Before the mortician finished two swallows from his flask, the four lamps shone brightly and Andrew sat breathlessly back in his seat.
“Now to resume my story. Though my business increased dramatically, it necessitated my taking the bull by the tail and looking it right in the eye. Dracula pestered me nightly to join forces with him, but that snake-in-the-grass was barking up the wrong tree. I still had another foot up my sleeve.
“I took his coffin back to my workshop. ‘Von Helsing,’ he sneered at me, exposing his sharp teeth. He always called me Von Helsing, a former opponent I suppose. ‘Why are we fighting? California is the fruit basket of the world. We have a whole valley ready for plucking. Yet you insist on letting me starve to death; not that I can, of course, for immortality does have its advantages. I give you all the business you can handle, yet I know you brought my roll-away back here for a reason. You have another foot up your sleeve, I can sense it.’
“He retired, leaving me with this terrible dilemma. Business had never been better, I admit. Regrettably, if it kept up, there would be no one left to bury. I had to act fast.”
The jiggling rays from the carriage lamps set the roadside leaves to twitching like bat wings. Young Andrew hunched his shoulders and clutched his lapels tighter about his throat.
“Finally, in desperation, I seized upon the last option related to me by Renfrew while he was crunching a particularly large beetle.”
“What was that, Mr. Nickolas?” asked the apprentice, glancing over his shoulder into the darkness behind.
“A stake through the heart. The absolute solution to the depredations of this abdominal creature. In triumph, I carted him and his bier back to his place of interment and covered him up... unfortunately, that, too, failed.”
“Gee whiz, Mr. Nickolas, I would think a stake through the heart would kill anybody.”
“True, under normal conditions, but here we were dealing with immortality and... termites.”
“Termites?”
“Yes, the little beasties went to work the moment he was in the ground. They ate the stake in its entirety, thus unwittingly freeing the count to go batting about on his nefarious rounds.”
“How did you finally bury him?”
“I didn’t. Ahhh... here we are, Andrew. You may unhitch the horses while I warm up the lasagna from Mrs. Paparazzo.”
“Well. That was a good meal, if I do say so. Andrew, your sense of security is commendable, but after locking all doors and windows, looking through the cupboards and under the beds, do you have to draw the curtains, too?”
“But you said that Count Dracula is still...”

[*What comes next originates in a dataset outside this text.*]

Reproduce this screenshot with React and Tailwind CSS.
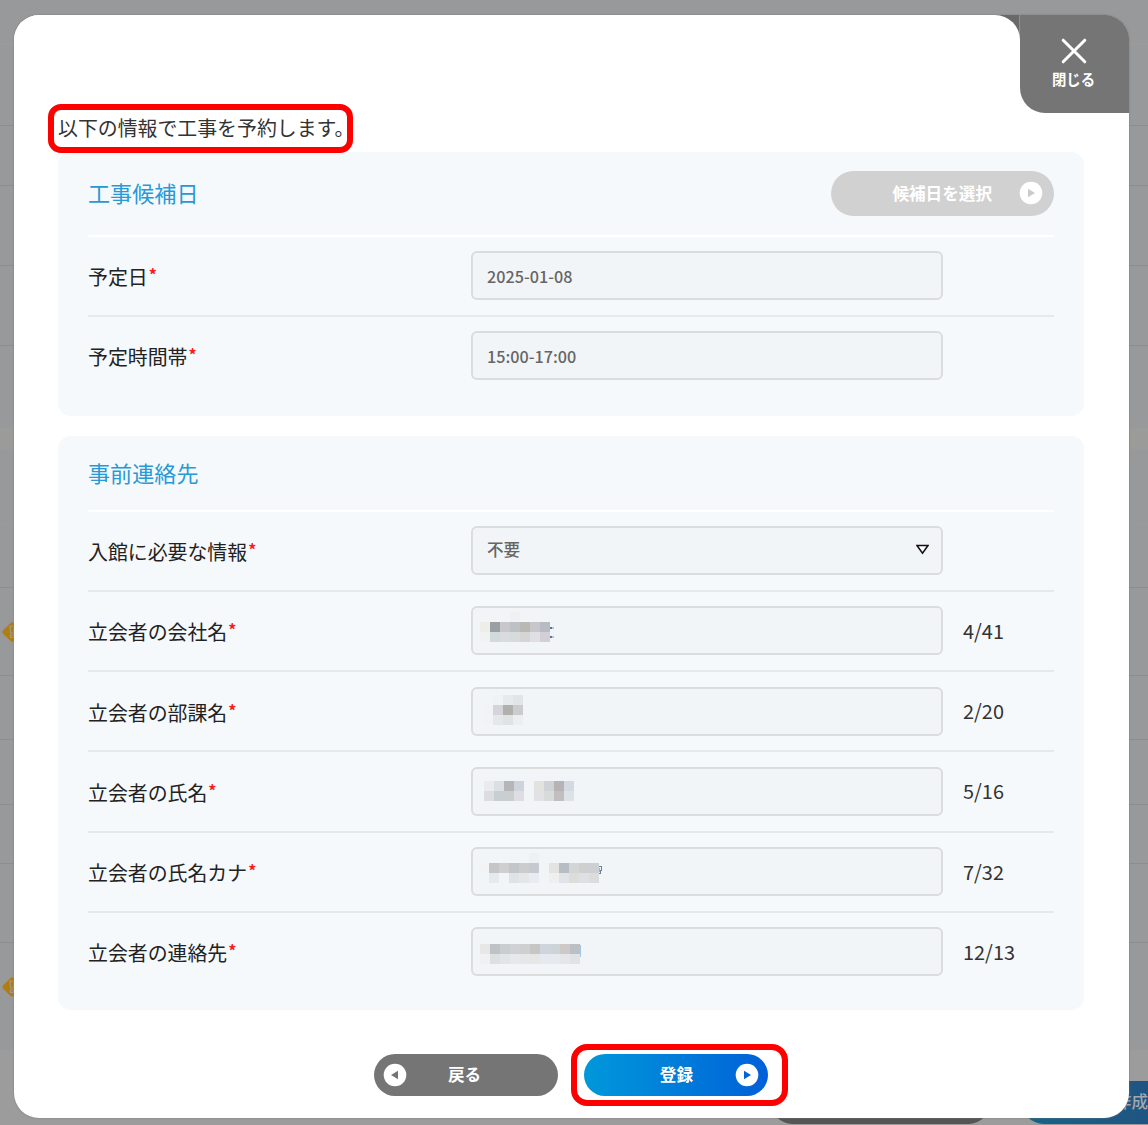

“Oh, not to worry. You see I finally arrived at a solution that satisfied everyone. The Paparazzos felt rather guilty when they found their culinary efforts had caused so much trouble. At my request, they were only too happy to contribute several gallons of their very best red wine to implement the plan... the idea was to get Mr. Dracula to imbibe. The entire town agreed that Mute Willie would be the ideal bait.”
“Mute Willie?”
“Yes. Because of his chronic laryngitis, Willie always wore a hot water bottle about his neck. Everyone else put on a garlic necklace, and I filled Willie’s hot water bottle with Mrs. Paparazzo’s homemade wine.
“The plan worked admirably. Mute Willie remained unhurt, his ‘wounds,’ if you will, were readily healed by applying a dab of India gum rubber, and Mr. Dracula got so drunk he passed out cold; The townspeople carried him back here, and I quickly performed the extractions.”
“All of ’em?” Andrew’s eyes widened.
“Every last one,” Mr. Nickolas said. “Andrew, I left my Hungarian cloak in the hearse. In the pocket you will find a medicinal flask. Would you fetch it, please?”
Andrew did as bidden. Somehow the dark did not seem so dark now. He smiled, then laughed out loud as he thought of the frustration of Count Dracula gumming it through all eternity.
“Uh, whatever happened to poor Mr. Renfrew?” he asked on his return.
“Oh, he became a very successful businessman in San Francisco. Specialized in insect and rodent extermination, the last I heard.”